Will you be able to see the Northern Lights in Texas?

NOAA alerted operators of power plants and orbiting spacecraft to take precautions, as well as the Federal Emergency Management Agency.

TEXAS, United States — An unusually strong solar storm could produce northern lights across the United States this weekend and potentially disrupt power and communications. But will you be able to see them in Texas?

Believe it or not, there is a chance, even for us here in Southeast Texas. This solar storm is so extreme that the Northern Lights are visible as far south as Tybee Island, near Savannah, Georgia, and Birmingham, Alabama. If you live outside of the city of Houston, you may see the faint glow of the Northern Lights on the horizon tonight if you look north.

If you have photos, share them with us via the Near Me feature of our news app.

The National Oceanic and Atmospheric Administration issued a rare severe geomagnetic storm warning when a solar burst reached Earth Friday afternoon, hours earlier than expected. The effects were expected to last through the weekend and possibly into next week. NOAA alerted operators of power plants and orbiting spacecraft to take precautions, as well as the Federal Emergency Management Agency.


“For most people here on planet Earth, they won’t have to do anything,” said Rob Steenburgh, a scientist at NOAA’s Space Weather Prediction Center.


If they are visible this far south, experts have stressed they would not be the spectacular curtains of color normally associated with the Northern Lights, but rather pops of greenish hues.

“That’s really the gift of space weather: the northern lights,” Steenburgh said.

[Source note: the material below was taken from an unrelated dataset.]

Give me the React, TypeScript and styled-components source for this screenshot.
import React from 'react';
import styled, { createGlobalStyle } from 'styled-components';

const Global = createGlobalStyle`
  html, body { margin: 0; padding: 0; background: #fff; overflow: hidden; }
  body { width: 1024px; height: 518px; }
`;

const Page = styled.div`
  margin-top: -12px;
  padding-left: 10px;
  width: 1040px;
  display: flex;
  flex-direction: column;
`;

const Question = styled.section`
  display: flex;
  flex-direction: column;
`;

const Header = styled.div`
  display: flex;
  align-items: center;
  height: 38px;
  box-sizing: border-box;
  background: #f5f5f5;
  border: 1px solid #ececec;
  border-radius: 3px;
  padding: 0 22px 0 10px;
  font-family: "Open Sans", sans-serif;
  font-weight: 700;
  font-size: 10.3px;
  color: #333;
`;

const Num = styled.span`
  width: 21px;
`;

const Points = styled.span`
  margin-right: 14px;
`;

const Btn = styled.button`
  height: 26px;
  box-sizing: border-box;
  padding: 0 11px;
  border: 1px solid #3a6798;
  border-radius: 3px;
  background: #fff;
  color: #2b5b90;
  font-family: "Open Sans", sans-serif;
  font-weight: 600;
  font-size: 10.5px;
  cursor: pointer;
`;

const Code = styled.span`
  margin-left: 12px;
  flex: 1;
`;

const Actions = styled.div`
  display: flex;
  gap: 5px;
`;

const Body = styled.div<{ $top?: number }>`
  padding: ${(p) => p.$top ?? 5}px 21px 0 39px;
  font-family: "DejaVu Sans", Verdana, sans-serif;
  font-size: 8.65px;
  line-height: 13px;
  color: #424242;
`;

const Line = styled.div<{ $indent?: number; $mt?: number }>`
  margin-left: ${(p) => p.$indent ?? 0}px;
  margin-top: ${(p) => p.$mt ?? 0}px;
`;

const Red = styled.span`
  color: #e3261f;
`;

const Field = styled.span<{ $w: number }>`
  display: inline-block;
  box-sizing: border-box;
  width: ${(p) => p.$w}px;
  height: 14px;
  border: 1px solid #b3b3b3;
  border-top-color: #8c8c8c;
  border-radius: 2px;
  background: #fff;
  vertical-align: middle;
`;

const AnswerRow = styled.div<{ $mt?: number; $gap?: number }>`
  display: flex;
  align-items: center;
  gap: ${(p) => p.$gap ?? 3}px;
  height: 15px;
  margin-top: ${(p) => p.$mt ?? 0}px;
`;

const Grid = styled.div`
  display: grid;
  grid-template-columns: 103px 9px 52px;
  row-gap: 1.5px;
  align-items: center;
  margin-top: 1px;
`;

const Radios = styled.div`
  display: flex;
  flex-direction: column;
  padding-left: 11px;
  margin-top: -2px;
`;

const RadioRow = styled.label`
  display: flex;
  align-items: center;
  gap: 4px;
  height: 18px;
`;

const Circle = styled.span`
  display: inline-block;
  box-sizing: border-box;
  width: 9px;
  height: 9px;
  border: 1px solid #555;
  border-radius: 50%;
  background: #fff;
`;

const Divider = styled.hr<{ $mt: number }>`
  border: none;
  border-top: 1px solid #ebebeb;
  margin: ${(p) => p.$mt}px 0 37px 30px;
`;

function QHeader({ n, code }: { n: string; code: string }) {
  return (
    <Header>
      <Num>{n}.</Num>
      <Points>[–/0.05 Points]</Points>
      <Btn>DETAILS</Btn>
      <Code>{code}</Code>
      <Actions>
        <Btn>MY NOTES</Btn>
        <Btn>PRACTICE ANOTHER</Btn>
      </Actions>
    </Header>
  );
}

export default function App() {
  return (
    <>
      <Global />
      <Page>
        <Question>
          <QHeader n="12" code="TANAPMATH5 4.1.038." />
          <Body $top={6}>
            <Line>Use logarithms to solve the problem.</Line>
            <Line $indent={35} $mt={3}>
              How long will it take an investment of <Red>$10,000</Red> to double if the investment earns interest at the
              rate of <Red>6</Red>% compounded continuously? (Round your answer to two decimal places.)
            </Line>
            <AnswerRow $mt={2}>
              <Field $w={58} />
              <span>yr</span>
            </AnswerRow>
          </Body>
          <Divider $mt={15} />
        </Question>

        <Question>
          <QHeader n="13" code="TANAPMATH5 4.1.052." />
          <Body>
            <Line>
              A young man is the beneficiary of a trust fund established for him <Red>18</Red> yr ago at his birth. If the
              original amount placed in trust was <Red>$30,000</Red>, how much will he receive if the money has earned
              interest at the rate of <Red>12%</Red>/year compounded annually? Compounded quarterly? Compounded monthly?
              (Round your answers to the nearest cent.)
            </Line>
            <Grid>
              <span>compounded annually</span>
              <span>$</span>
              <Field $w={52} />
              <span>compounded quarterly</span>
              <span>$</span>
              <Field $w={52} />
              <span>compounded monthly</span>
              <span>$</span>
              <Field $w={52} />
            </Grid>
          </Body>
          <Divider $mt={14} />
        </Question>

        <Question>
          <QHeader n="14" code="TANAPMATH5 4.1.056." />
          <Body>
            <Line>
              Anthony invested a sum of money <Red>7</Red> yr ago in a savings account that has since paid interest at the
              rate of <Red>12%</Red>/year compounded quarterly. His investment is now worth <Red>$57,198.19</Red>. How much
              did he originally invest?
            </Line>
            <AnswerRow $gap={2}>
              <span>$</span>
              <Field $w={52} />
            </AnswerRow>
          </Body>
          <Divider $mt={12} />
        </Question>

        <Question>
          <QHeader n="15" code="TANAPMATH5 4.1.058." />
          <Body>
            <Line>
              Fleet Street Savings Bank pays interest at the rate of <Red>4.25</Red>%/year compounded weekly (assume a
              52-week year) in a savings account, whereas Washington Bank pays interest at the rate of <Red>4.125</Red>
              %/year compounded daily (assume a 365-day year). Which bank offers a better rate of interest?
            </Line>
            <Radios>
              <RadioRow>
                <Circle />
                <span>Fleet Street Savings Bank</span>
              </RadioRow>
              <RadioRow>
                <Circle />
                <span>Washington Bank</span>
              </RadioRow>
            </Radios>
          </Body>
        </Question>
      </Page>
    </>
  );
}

He and his colleagues said the best views of aurora might come from phone cameras, which capture light better than the naked eye.

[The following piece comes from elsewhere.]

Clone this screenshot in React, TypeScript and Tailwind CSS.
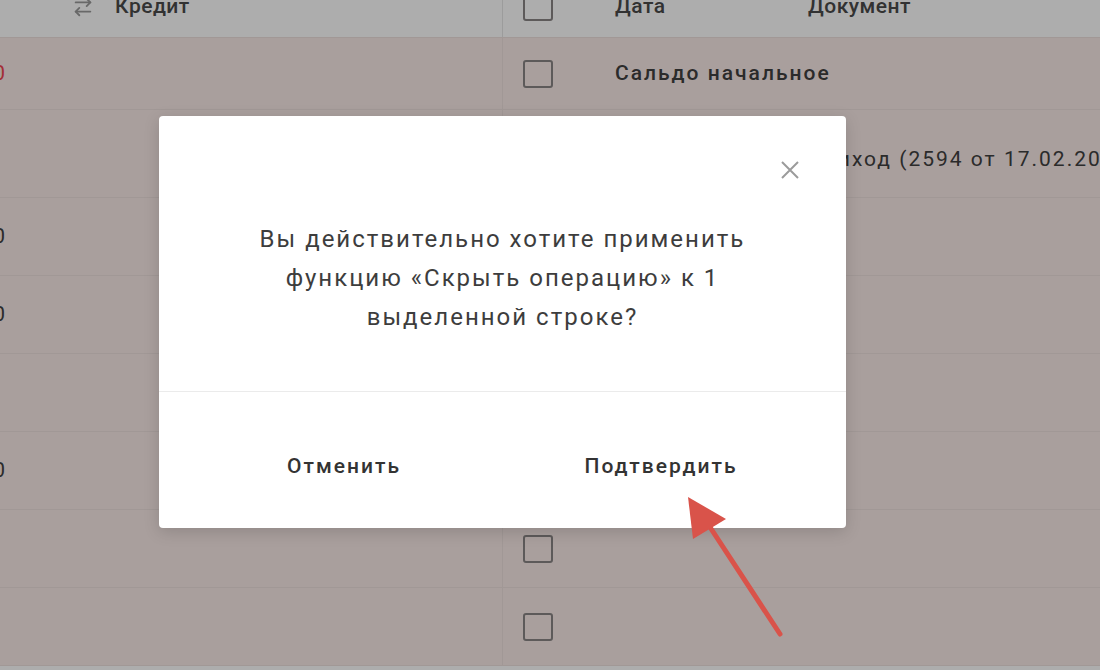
import { ArrowRightLeft } from "lucide-react";

const font = { fontFamily: "Roboto, 'Noto Sans', sans-serif" };

type Row = { h: string; left?: string; leftRed?: boolean; check?: boolean; date?: string; doc?: string };

const rows: Row[] = [
  { h: "h-[72px]", left: "0,00", leftRed: true, check: true, date: "Сальдо начальное" },
  { h: "h-[88px]", check: true, doc: "Приход (2594 от 17.02.2022)" },
  { h: "h-[78px]", left: "12 400,00", check: true },
  { h: "h-[78px]", left: "3 150,00", check: true },
  { h: "h-[78px]", check: true },
  { h: "h-[78px]", left: "8 900,00", check: true },
  { h: "h-[78px]", check: true },
  { h: "h-[78px]", check: true },
];

function Checkbox() {
  return <div className="w-[30px] h-[28px] rounded-[3px] border-2 border-[#8a8585] shrink-0" />;
}

export default function App() {
  return (
    <div className="relative w-[1100px] h-[670px] overflow-hidden bg-white" style={font}>
      {/* Table behind the dialog */}
      <div className="-mt-[24px] flex flex-col">
        {/* Header */}
        <div className="flex h-[62px] bg-white border-b border-[#ede1de] text-[21px] font-medium text-[#4a4a4a]">
          <div className="w-[503px] shrink-0 flex items-center pl-[72px] gap-[21px] border-r border-[#e6e6e6]">
            <ArrowRightLeft size={22} className="text-[#9a9a9a]" />
            <span className="tracking-[0.5px]">Кредит</span>
          </div>
          <div className="flex-1 flex items-center pl-[20px]">
            <Checkbox />
            <span className="ml-[62px] w-[193px] tracking-[0.5px]">Дата</span>
            <span className="tracking-[0.5px]">Документ</span>
          </div>
        </div>

        {/* Rows */}
        {rows.map((r, i) => (
          <div key={i} className={`flex ${r.h} bg-[#faebe8] border-b border-[#ede1de] text-[21px] text-[#404040] tracking-[2px]`}>
            <div className="w-[503px] shrink-0 flex items-center border-r border-[#ede1de]">
              <div className="w-[7px] flex justify-end whitespace-nowrap">
                {r.left && <span className={r.leftRed ? "text-[#f04552]" : ""}>{r.left}</span>}
              </div>
            </div>
            <div className="flex-1 flex items-center pl-[20px] whitespace-nowrap">
              {r.check && <Checkbox />}
              {r.date && <span className="ml-[62px] font-medium">{r.date}</span>}
              {r.doc && <span className="ml-[254px] pt-[12px]">{r.doc}</span>}
            </div>
          </div>
        ))}
      </div>

      {/* Dim overlay */}
      <div className="absolute inset-0 bg-black/[0.32]" />

      {/* Dialog */}
      <div className="absolute left-[159px] top-[116px] w-[687px] h-[412px] bg-white rounded-[4px] shadow-[0_4px_16px_rgba(0,0,0,0.15)] flex flex-col">
        <div className="relative h-[276px] border-b border-[#ebebeb] flex items-start justify-center pt-[104px]">
          <button className="absolute right-[46px] top-[44px] w-[20px] h-[20px] flex items-center justify-center">
            <svg width="20" height="20" viewBox="0 0 20 20">
              <path d="M2 2 L18 18 M18 2 L2 18" stroke="#9b9b9b" strokeWidth="2" />
            </svg>
          </button>
          <p className="w-[520px] text-center text-[24px] leading-[39px] tracking-[2px] text-[#3d3d3d]">
            Вы действительно хотите применить функцию «Скрыть операцию» к 1 выделенной строке?
          </p>
        </div>
        <div className="flex-1 flex items-center pt-[14px] text-[21px] font-medium tracking-[2px] text-[#333333]">
          <button className="w-[370px] text-center">Отменить</button>
          <button className="w-[264px] text-center">Подтвердить</button>
        </div>
      </div>

      {/* Annotation arrow */}
      <svg className="absolute inset-0 pointer-events-none" width="1100" height="670">
        <line x1="780" y1="634" x2="706" y2="521" stroke="#d9534a" strokeWidth="5" strokeLinecap="round" />
        <polygon points="688,497 726,519 693,539" fill="#d9534a" />
      </svg>
    </div>
  );
}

Take a photo of the sky and “there might be a little treat there for you,” said Mike Bettwy, chief of operations for the forecast center.


The most intense solar storm in recorded history, in 1859, brought auroras to Central America and perhaps even Hawaii. “We’re not predicting that,” but it could be close, said Shawn Dahl, a NOAA space meteorologist.

This storm — rated 4 on a scale of 1 to 5 — poses a risk to high-voltage transmission lines in power grids, not power lines typically found in homes, Dahl told reporters. Satellites could also be affected, potentially disrupting navigation and communications services on Earth.

An extreme geomagnetic storm in 2003, for example, knocked out power in Sweden and damaged power transformers in South Africa.

The sun has produced strong solar flares since Wednesday, resulting in at least seven plasma explosions. Each flare – known as a coronal mass ejection – can contain billions of tons of plasma and magnetic field from the Sun’s outer atmosphere, or corona.

The flares appear to be associated with a sunspot whose diameter is 16 times that of Earth, according to NOAA. It’s all part of solar activity that intensifies as the sun approaches the peak of its 11-year cycle.

NASA said the storm posed no serious threat to the seven astronauts aboard the International Space Station. The biggest concern is increased radiation levels, and the crew could move to a better-protected part of the station if necessary, according to Steenburgh.

Increased radiation could also threaten some NASA science satellites. The extremely sensitive instruments will be turned off, if necessary, to avoid damage, said Antti Pulkkinen, director of the space agency’s heliophysics science division.

Multiple sun-focused spacecraft monitor all the action.

“This is exactly the kind of thing we want to observe,” Pulkkinen said.